The group has a dozen dates on the books through the rest of the year, including another trip to Japan and then a handful of stops in Central America. "Everybody is sober again," says Tyler. "We're in a great fucking place."
No dates are booked for 2014, and for now Perry and Tyler plan to devote time to separate projects. "The band has been working really hard for the past two and a half years," says Perry. "We need some time off."
Perry is working on a memoir with writer David Ritz. He plans on releasing it in the fall of 2014. "I had to work with a ghostwriter," says Perry. "I could have written it myself, but it would have read like a journal. I'm just not a writer. David is one of the best people to shape my words into a book. There aren't too many people like him. I'm going to spend a lot of time next year promoting the book."
Unsurprisingly, there are some periods of his life that Perry can't recall very clearly. "There are two- or three-month blocks where I have to get somebody to kind of ring the chime," the guitarist says. "Somebody that I know that was there with me at the time can remind me. But the real problem is when a lot of stuff happens in a short amount of time. Getting the chronology right is a bitch. But my wife has been by my side for the last 30 years, pretty much the whole time. She can jog my memory. I've also been in touch with other people, and I have to dig through the old Circus magazines. Once you get a timeline together, it really helps you jog your memory."

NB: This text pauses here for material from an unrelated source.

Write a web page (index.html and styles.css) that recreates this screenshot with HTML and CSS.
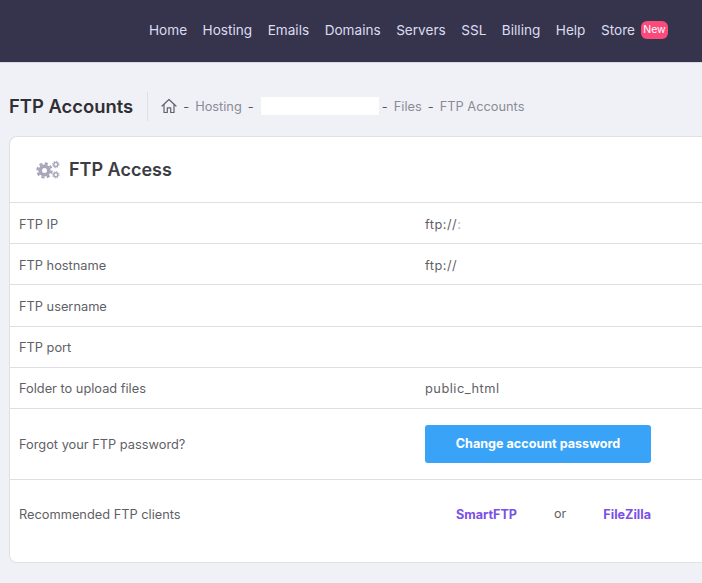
FILE: index.html
```html
<!DOCTYPE html>
<html lang="en">
<head>
<meta charset="utf-8">
<title>FTP Accounts</title>
<link rel="stylesheet" href="styles.css">
</head>
<body>
<header class="topbar">
  <nav class="nav">
    <a>Home</a><a>Hosting</a><a>Emails</a><a>Domains</a><a>Servers</a><a>SSL</a><a>Billing</a><a>Help</a>
    <a class="store">Store <span class="badge">New</span></a>
  </nav>
</header>
<main class="page">
  <div class="titlebar">
    <h1 class="title">FTP Accounts</h1>
    <div class="crumbs">
      <svg class="home" width="16" height="16" viewBox="0 0 16 16" fill="none" stroke="#63606f" stroke-width="1.2" stroke-linejoin="round" stroke-linecap="round"><path d="M1 8 8 1.500 15 8"/><path d="M3 6.500V14.500H6.300V9.800H9.700V14.500H13V6.500"/></svg>
      <span class="sep">-</span><span>Hosting</span><span class="sep">-</span>
      <span class="redact"></span>
      <span class="sep">-</span><span>Files</span><span class="sep">-</span><span>FTP Accounts</span>
    </div>
  </div>
  <section class="card">
    <div class="card-head">
      <svg class="gears" width="24" height="20" viewBox="0 0 24 20" fill="none" stroke="#a9a6bb">
        <circle cx="8.500" cy="10.500" r="4.300" stroke-width="3.600"/>
        <circle cx="8.500" cy="10.500" r="7" stroke-width="2.400" stroke-dasharray="3.100 2.400"/>
        <circle cx="19.800" cy="4.500" r="2" stroke-width="1.500"/>
        <circle cx="19.800" cy="4.500" r="3.200" stroke-width="1" stroke-dasharray="1.400 1.100"/>
        <circle cx="19.800" cy="14.800" r="2" stroke-width="1.500"/>
        <circle cx="19.800" cy="14.800" r="3.200" stroke-width="1" stroke-dasharray="1.400 1.100"/>
      </svg>
      <h2 class="card-title">FTP Access</h2>
    </div>
    <div class="row"><span class="cell">FTP IP</span><span class="cell val">ftp://<span class="faint">:</span></span></div>
    <div class="row"><span class="cell">FTP hostname</span><span class="cell val">ftp://</span></div>
    <div class="row"><span class="cell">FTP username</span><span></span></div>
    <div class="row"><span class="cell">FTP port</span><span></span></div>
    <div class="row"><span class="cell">Folder to upload files</span><span class="cell val">public_html</span></div>
    <div class="row row-button"><span class="cell">Forgot your FTP password?</span><span><a class="btn">Change account password</a></span></div>
    <div class="row row-clients"><span>Recommended FTP clients</span>
      <span class="clients"><a>SmartFTP</a><span class="or">or</span><a>FileZilla</a></span>
    </div>
  </section>
</main>
</body>
</html>
```
FILE: styles.css
```css
* { box-sizing: border-box; }
html, body { margin: 0; height: 100%; overflow: hidden; }
body {
  background: #f0f1f6;
  font-family: "Inter", "Liberation Sans", sans-serif;
  font-size: 12.800px;
  color: #5f5f67;
}
.topbar {
  height: 63px;
  background: #36344d;
  border-bottom: 1px solid #d9d9df;
  display: flex;
  align-items: center;
}
.nav {
  display: flex;
  align-items: center;
  gap: 15.500px;
  padding: 0 0 2px 149px;
  color: #dcdcf0;
  font-size: 13.600px;
  white-space: nowrap;
}
.store { display: flex; align-items: center; gap: 6px; }
.badge {
  background: #fb4a7c;
  color: #fff;
  font-size: 10.500px;
  line-height: 18px;
  height: 18px;
  width: 27px;
  text-align: center;
  border-radius: 6px;
}
.page { padding: 0 0 0 9px; }
.titlebar {
  display: flex;
  align-items: center;
  height: 73px;
  padding-top: 13px;
}
.title {
  margin: 0;
  font-size: 18.400px;
  font-weight: 600;
  color: #2f2f35;
  padding-right: 14px;
  border-right: 1px solid #dfdfe5;
  line-height: 29px;
}
.crumbs {
  display: flex;
  align-items: center;
  gap: 6px;
  padding-left: 13px;
  color: #8b8b98;
  font-size: 12.800px;
}
.sep { color: #55555d; width: 6px; text-align: center; }
.redact { width: 118px; height: 18px; background: #fff; margin: 0 -3px 0 1px; }
.card {
  height: 427px;
  background: #fff;
  border: 1px solid #e0e0e5;
  border-right: none;
  border-radius: 8px 0 0 8px;
}
.card-head {
  height: 65px;
  display: flex;
  align-items: center;
  gap: 9px;
  padding-left: 26px;
}
.card-title {
  margin: 0;
  font-size: 18px;
  font-weight: 600;
  color: #3c3c44;
}
.row {
  display: grid;
  grid-template-columns: 406px 1fr;
  align-items: center;
  height: 41.200px;
  padding-left: 9px;
  border-top: 1px solid #dfdfe3;
}
.cell { padding-top: 2px; }
.val { letter-spacing: .5px; }
.faint { opacity: .5; }
.row-button { height: 71px; }
.row-clients { height: 83px; padding-bottom: 13px; }
.btn {
  display: block;
  width: 226px;
  height: 38px;
  line-height: 38px;
  text-align: center;
  color: #fff;
  font-size: 12.600px;
  font-weight: 700;
  background: #38a3f7;
  border-radius: 3px;
}
.clients { display: flex; align-items: center; padding-left: 31px; font-size: 12.600px; }
.clients a { color: #7a50e8; font-weight: 700; }
.or { margin: 0 37px; position: relative; top: -1px; }
```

Meanwhile, Tyler is slowly amassing material for his first solo album. He hasn't started to formally record yet, but he's been writing with his longtime collaborator Marti Frederiksen. He hopes the album will come out in October or November of 2014. "It might be hard to decide when I write a song whether or not it should go on an Aerosmith album," he says. "What is a Steven Tyler solo album? Is it a bunch of songs like 'Dream On?' That's already on an Aerosmith album. It'll just be a different people playing it. I don't know. I just want to have some fun."
After working solely with Aerosmith for the past four decades, Tyler is looking forward to the freedom of recording with other musicians. "I've got pieces of me that are a little bit more than Aerosmith," he says. "This gives me the freedom to write a song on trashcan lids or with the Boston Pops or an oboe and a harpsichord . . . Working on my own is a weird thought. It's kind of like being married and your wife says you can go hang out with your girlfriend."
No matter what happens with his solo album, Tyler insists he's firmly committed to Aerosmith. "The band is still here, and I love it," he says. "It's interesting that Joe has done five or six solo albums and there's never been an interviewer that's asked him if that means he's leaving Aerosmith. The band is still together, and this is just a solo project."
Work on the album will likely slow down while Tyler undergoes knee surgery later this year. "My knee is giving out," he says. "I had ACL reconstructions, and in November I'm getting knee replacement surgery. It'll take me about three or four months to recover . . . I've had so many operations on my knees and feet that just to be standing is a miracle. But to turn around and do one of my spins where I don't fall, that's the shit! But hey, all these years have taken their toll on me."
Even as they enter their mid-60s, nobody in the band is even contemplating retirement. "As long as I can sing, I'm up there," says Tyler. "I know Joe wants to keep going. Remember, when one guy goes, it's not the original band. But as long as Joe and I wanna keep going . . . Look, we just love to play. Without a doubt, when they colonize the moon, we'll be up there as a lounge act."